Ordinary Means · A Genesis Study · No. 3
Genesis 1 is one of the most concentrated chapters in all of Scripture. In thirty-one verses it establishes the doctrine of God, the doctrine of creation, the goodness of the created world, the dignity of humanity, marriage, and the rhythm of work and rest. We open it now. And the first thing to see is how God creates.

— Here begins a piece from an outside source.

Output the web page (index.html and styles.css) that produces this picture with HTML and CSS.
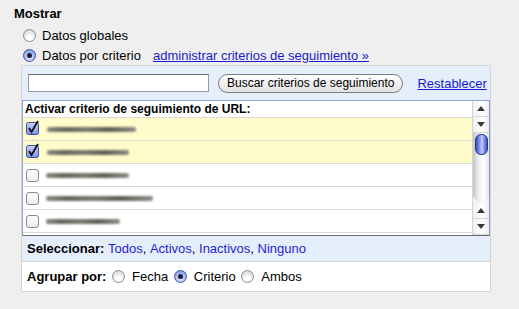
FILE: index.html
```html
<!DOCTYPE html>
<html lang="es">
<head>
    <meta charset="UTF-8">
    <title>Mostrar</title>
    <link rel="stylesheet" href="styles.css">
</head>
<body>
    <div class="page">
        <div class="title">Mostrar</div>

        <div class="options">
            <div class="option"><span class="radio"></span>Datos globales</div>
            <div class="option"><span class="radio on"></span>Datos por criterio<a class="manage-link" href="#">administrar criterios de seguimiento »</a></div>
        </div>

        <div class="panel">
            <div class="search-row">
                <input class="search-input" type="text">
                <button class="search-btn">Buscar criterios de seguimiento</button>
                <a class="reset-link" href="#">Restablecer</a>
            </div>

            <div class="listbox">
                <div class="rows">
                    <div class="list-head">Activar criterio de seguimiento de URL:</div>
                    <div class="row active">
                        <svg class="check" width="14" height="15" viewBox="0 0 14 15"><defs><linearGradient id="cg" x1="0" y1="0" x2="0" y2="1"><stop offset="0" stop-color="#c9d3fa"/><stop offset="1" stop-color="#7d92e4"/></linearGradient></defs><rect x="0.5" y="2.5" width="12" height="12" rx="2" fill="url(#cg)" stroke="#3f4f9e"/><path d="M3 8 L5.5 12 L12 1" fill="none" stroke="#111" stroke-width="1.8"/></svg>
                        <span class="blur b1"></span>
                    </div>
                    <div class="row active">
                        <svg class="check" width="14" height="15" viewBox="0 0 14 15"><rect x="0.5" y="2.5" width="12" height="12" rx="2" fill="url(#cg)" stroke="#3f4f9e"/><path d="M3 8 L5.5 12 L12 1" fill="none" stroke="#111" stroke-width="1.8"/></svg>
                        <span class="blur b2"></span>
                    </div>
                    <div class="row"><span class="box"></span><span class="blur b3"></span></div>
                    <div class="row"><span class="box"></span><span class="blur b4"></span></div>
                    <div class="row"><span class="box"></span><span class="blur b5"></span></div>
                    <div class="row"><span class="box"></span><span class="blur b1"></span></div>
                </div>
                <div class="scrollbar">
                    <div class="arrow up"></div>
                    <div class="arrow down"></div>
                    <div class="track"><div class="thumb"></div></div>
                    <div class="arrow up"></div>
                    <div class="arrow down"></div>
                </div>
            </div>

            <div class="select-bar">
                <b>Seleccionar:</b>&nbsp;<a href="#">Todos</a>, <a href="#">Activos</a>, <a href="#">Inactivos</a>, <a href="#">Ninguno</a>
            </div>

            <div class="group-bar">
                <b>Agrupar por:</b>
                <span class="radio"></span>Fecha
                <span class="radio on"></span>Criterio
                <span class="radio"></span>Ambos
            </div>
        </div>
    </div>
</body>
</html>
```

FILE: styles.css
```css
body {
    margin: 0;
    background-color: #efefef;
    font-family: 'Liberation Sans', Arial, sans-serif;
    font-size: 13px;
    color: #000;
}

.page {
    padding: 6px 0 0 14px;
}

.title {
    font-weight: bold;
    line-height: 16px;
}

.options {
    margin-top: 3px;
    padding-left: 9px;
}

.option {
    display: flex;
    align-items: center;
    height: 20px;
}

.radio {
    display: inline-block;
    box-sizing: border-box;
    width: 13px;
    height: 13px;
    border-radius: 50%;
    border: 1px solid #8c8c8c;
    background: radial-gradient(circle at 50% 75%, #ffffff 20%, #d4d4d4 90%);
    vertical-align: -2px;
    position: relative;
}

.radio.on {
    border-color: #3a55ad;
    background: radial-gradient(circle at 50% 70%, #d4defb 15%, #6f8cdf 95%);
}

.radio.on::after {
    content: '';
    position: absolute;
    left: 3px;
    top: 3px;
    width: 5px;
    height: 5px;
    border-radius: 50%;
    background: #1c1f3c;
}

.option .radio {
    margin-right: 6px;
}

.manage-link {
    margin-left: 12px;
    color: #1a1acc;
}

.panel {
    margin-left: 7px;
    width: 470px;
    box-sizing: border-box;
    border: 1px solid #d6d6d6;
    background: #e5effb;
}

.search-row {
    display: flex;
    align-items: center;
    height: 34px;
    padding-left: 6px;
}

.search-input {
    box-sizing: border-box;
    width: 181px;
    height: 18px;
    margin: 0;
    padding: 0 3px;
    border: 1px solid #9a9a9a;
    border-top-color: #6e6e6e;
    background: #fff;
}

.search-btn {
    height: 19px;
    margin-left: 9px;
    padding: 0 8px;
    border: 1px solid #7c7c7c;
    border-radius: 10px;
    background: linear-gradient(#ffffff, #f0f0f0 50%, #e2e2e2);
    font-family: 'Liberation Sans', Arial, sans-serif;
    font-size: 12px;
    color: #000;
}

.reset-link {
    margin-left: 14px;
    color: #1a1acc;
}

.listbox {
    display: flex;
    height: 136px;
    box-sizing: border-box;
    border: 1px solid #8ca6cb;
    border-bottom-color: #6d6d6d;
    border-right-color: #7f9ac4;
    background: #fff;
}

.rows {
    flex: 1;
    overflow: hidden;
}

.list-head {
    height: 16px;
    line-height: 16px;
    padding-left: 2px;
    font-size: 12px;
    font-weight: bold;
    border-bottom: 1px solid #dadada;
}

.row {
    display: flex;
    align-items: center;
    height: 22px;
    padding-left: 3px;
    border-bottom: 1px solid #dadada;
}

.row.active {
    background: #fffbcb;
}

.check {
    margin-top: -3px;
    flex: none;
}

.box {
    box-sizing: border-box;
    width: 13px;
    height: 13px;
    border: 1px solid #8a8a8a;
    border-radius: 3px;
    background: linear-gradient(#ffffff, #ececec);
    flex: none;
    margin-top: 1px;
}

.blur {
    height: 5px;
    margin-left: 7px;
    border-radius: 2px;
    background: linear-gradient(90deg, #8a8a80, #66665e 20%, #7a7a70 45%, #606058 70%, #8e8e86);
    filter: blur(0.9px);
}

.b1 { width: 89px; }
.b2 { width: 82px; }
.b3 { width: 83px; }
.b4 { width: 107px; }
.b5 { width: 74px; }

.scrollbar {
    width: 16px;
    display: flex;
    flex-direction: column;
    border-left: 1px solid #d4d4d4;
    background: #f4f4f4;
}

.arrow {
    height: 15px;
    flex: none;
    position: relative;
    background: linear-gradient(90deg, #f0f0f0, #ffffff 60%, #eeeeee);
    border-bottom: 1px solid #d6d6d6;
}

.arrow::after {
    content: '';
    position: absolute;
    left: 4px;
    top: 5px;
    border-left: 4px solid transparent;
    border-right: 4px solid transparent;
}

.arrow.up::after {
    border-bottom: 5px solid #3a3a3a;
}

.arrow.down::after {
    border-top: 5px solid #3a3a3a;
}

.track {
    flex: 1;
    background: linear-gradient(90deg, #c6c6c6, #eeeeee 35%, #ffffff 65%, #e4e4e4);
    border-radius: 0 0 8px 8px;
    margin-bottom: 1px;
}

.thumb {
    box-sizing: border-box;
    width: 13px;
    height: 21px;
    margin: 1px auto 0;
    border: 1px solid #25358f;
    border-radius: 6px;
    background: linear-gradient(90deg, #3a50c0, #95a6f0 40%, #c2cbf8 55%, #5f74d6 85%, #4055c2);
}

.select-bar {
    display: flex;
    align-items: center;
    height: 25px;
    padding-left: 5px;
    white-space: pre;
}

.select-bar a {
    color: #1e1ed2;
    text-decoration: none;
}

.group-bar {
    height: 29px;
    line-height: 29px;
    padding-left: 5px;
    border-top: 1px solid #d6d6d6;
    background: #fff;
}

.group-bar .radio {
    margin: 0 7px 0 2px;
}
```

Before the first act, Genesis tells us where the Spirit is: the Spirit of God was hovering over the face of the waters. The verb pictures an eagle brooding over its young — protective, poised, about to act. This is no deistic God who wound up the universe and walked away. He is personally present at the very beginning, His Spirit brooding over the unformed deep, on the verge of speaking. And then He speaks:
And God said, "Let there be light," and there was light.
— Genesis 1:3
That is the pattern, and it holds for thirty-one verses: And God said… and it was so. Ten times God speaks; ten times what He says leaps into being. God creates by speaking. And this matters more than it first appears, because the other creation stories of the ancient world pictured the world made by gods at war — one god butchering the body of a defeated rival, a god giving birth to lesser gods, struggle and violence and sex. Genesis has none of it. God does not contend with anyone. God does not labor or strain. He speaks, and the universe springs into existence at His word.

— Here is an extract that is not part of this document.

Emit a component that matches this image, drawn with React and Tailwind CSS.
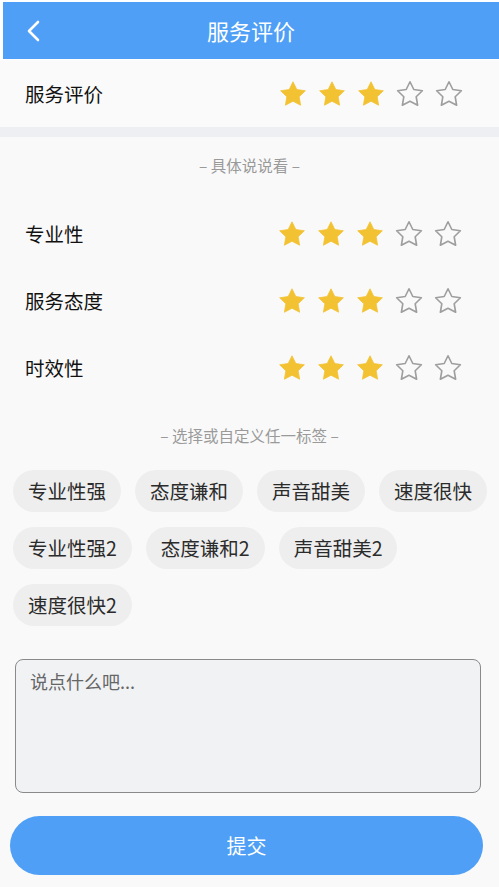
import React, { useState } from 'react';

const STAR = '12,2.2 15.05,8.4 21.9,9.4 16.95,14.2 18.1,21 12,17.8 5.9,21 7.05,14.2 2.1,9.4 8.95,8.4';

const Star = ({ filled }) => (
  <svg width="30" height="30" viewBox="0 0 24 24">
    {filled ? (
      <polygon points={STAR} fill="#f3c232" stroke="#f3c232" strokeWidth="0.6" strokeLinejoin="round" />
    ) : (
      <polygon points={STAR} fill="none" stroke="#9e9e9e" strokeWidth="1.3" strokeLinejoin="round" />
    )}
  </svg>
);

const Stars = ({ value, onChange }) => (
  <div className="flex gap-[9px]">
    {[1, 2, 3, 4, 5].map(n => (
      <button key={n} type="button" onClick={() => onChange(n)} className="block">
        <Star filled={n <= value} />
      </button>
    ))}
  </div>
);

const tags = ['专业性强', '态度谦和', '声音甜美', '速度很快', '专业性强2', '态度谦和2', '声音甜美2', '速度很快2'];

const App = () => {
  const [service, setService] = useState(3);
  const [scores, setScores] = useState({ pro: 3, attitude: 3, speed: 3 });
  const [selected, setSelected] = useState([]);
  const [comment, setComment] = useState('');

  const rows = [
    { key: 'pro', label: '专业性' },
    { key: 'attitude', label: '服务态度' },
    { key: 'speed', label: '时效性' },
  ];

  const toggleTag = (t) => {
    setSelected(s => (s.includes(t) ? s.filter(x => x !== t) : [...s, t]));
  };

  return (
    <div
      className="w-[499px] h-[887px] bg-[#f9f9f9] overflow-hidden flex flex-col"
      style={{ fontFamily: '"Noto Sans CJK SC", "Noto Sans", sans-serif' }}
    >
      {/* header */}
      <div className="h-[60px] pt-[2px] bg-white shrink-0">
        <div className="h-[57px] ml-[3px] bg-[#4e9ff5] flex items-center relative">
          <svg className="absolute left-[20px] top-[17px]" width="22" height="24" viewBox="0 0 22 24">
            <path d="M15 3 L6 12 L15 21" fill="none" stroke="white" strokeWidth="2.6" strokeLinecap="round" strokeLinejoin="round" />
          </svg>
          <div className="flex-1 text-center text-white text-[22px]">服务评价</div>
        </div>
      </div>

      {/* overall */}
      <div className="h-[67px] shrink-0 flex items-center justify-between pl-[25px] pr-[35px] bg-[#fafafa]">
        <span className="text-[19.5px] text-[#111]">服务评价</span>
        <Stars value={service} onChange={setService} />
      </div>
      <div className="h-[10px] shrink-0 bg-[#eeeff2]" />

      <div className="h-[58px] shrink-0 flex items-center justify-center text-[15.5px] text-[#9a9a9a]">
        – 具体说说看 –
      </div>

      <div className="mt-[5px]">
        {rows.map(r => (
          <div key={r.key} className="h-[67px] flex items-center justify-between pl-[25px] pr-[36px]">
            <span className="text-[19.5px] text-[#111]">{r.label}</span>
            <Stars value={scores[r.key]} onChange={v => setScores(s => ({ ...s, [r.key]: v }))} />
          </div>
        ))}
      </div>

      <div className="h-[69px] shrink-0 flex items-center justify-center text-[15.5px] text-[#9a9a9a]">
        – 选择或自定义任一标签 –
      </div>

      <div className="flex flex-wrap gap-x-[14px] gap-y-[15px] pl-[13px] pr-[8px]">
        {tags.map(t => (
          <button
            key={t}
            type="button"
            onClick={() => toggleTag(t)}
            className={`h-[42px] px-[15px] rounded-full text-[19.5px] ${
              selected.includes(t) ? 'bg-[#4e9ff5] text-white' : 'bg-[#eeeeee] text-[#2b2b2b]'
            }`}
          >
            {t}
          </button>
        ))}
      </div>

      <div className="pl-[15px] pr-[18px] mt-[33px]">
        <textarea
          value={comment}
          onChange={e => setComment(e.target.value)}
          placeholder="说点什么吧..."
          className="block w-full h-[134px] resize-none rounded-[8px] border border-[#8a8a8a] bg-[#f1f2f4] px-[14px] py-[8px] text-[18px] text-[#333] placeholder:text-[#666] outline-none"
        />
      </div>

      <div className="pl-[10px] pr-[16px] mt-[23px]">
        <button type="button" className="w-full h-[59px] rounded-full bg-[#4e9ff5] text-white text-[20px]">
          提交
        </button>
      </div>
    </div>
  );
};

export default App;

Now read with risen eyes, and watch the New Testament tell you something staggering about that Word:
In the beginning was the Word, and the Word was with God, and the Word was God… All things were made through him, and without him was not any thing made that was made.
— John 1:1, 3
The Word by which everything was created is a Person. The Word who said Let there be light is the Word who became flesh and dwelt among us. The agent of creation in Genesis 1 is the very One who walked the road to Emmaus in Luke 24. So Christ is not merely predicted in Genesis 1 — He is active in it. The Let there be is His voice; the creation that springs up is His work. We cannot read this chapter honestly without finding ourselves reading about the Triune God: the Father who initiates, the Word — the Son — who speaks creation into being, and the Spirit who hovers and gives life. (Luther insisted on exactly this in his lectures on Genesis: the Trinity is not imposed on the chapter by later tradition. It is there, for the eye trained by the New Testament to see.)
Step back from the individual days and the chapter shows its architecture. The first three days form the realms — light and dark, sky and sea, land. The next three days fill them — sun and moon for the day and night, birds and fish for sky and sea, animals and humanity for the land. Forming, then filling; days one and four, two and five, three and six, paired like the two halves of an arch. Creation is not a chaotic accident. It is the work of a Designer who set up the spaces and filled them with their proper inhabitants. The God of Genesis 1 builds.
And running through it all, seven times, like a heartbeat, comes a refrain: And God saw that it was good — and at the last, behold, it was very good. Creation, as God made it, is good. The material world is good. The body is good. Food and sleep and work and rest are good. Marriage is good. The earth and sky and stars are good — all of it good, because God made it so. (Against the Gnostics who called matter a mistake, against every asceticism that treats the body as the enemy, against the modern story that the cosmos is meaningless chance — Genesis 1 simply stands and says: good.) And it lands at last in the warmest words of Luther's Small Catechism: I believe that God has made me and all creatures; that He has given me my body and soul, eyes, ears, and all my members… and still preserves them. This body, this breath, this day, this bread — every bit of it the gift of a Giver.
So the God of Genesis 1 is the God who speaks — and His Word is Christ. Open the first chapter of the Bible and you are already reading about the Son through whom all things were made, and the goodness He spoke into being.
Next time, the camera comes in close. God who spoke the galaxies into being kneels in the dirt to form a man, and builds a woman from his side: bone of my bones, and flesh of my flesh. Read Genesis 2 before then.
Triune God — Father, Word, and Spirit — who created all things by Your speaking and called them good: we thank You that the Word who said "Let there be light" is the same Word made flesh for us. Teach us to receive Your creation as the gift it is, this body and breath and day, and never to despise what You have made good. And as You once spoke light into darkness, speak Your gospel into our dark hearts, that we may see. Amen.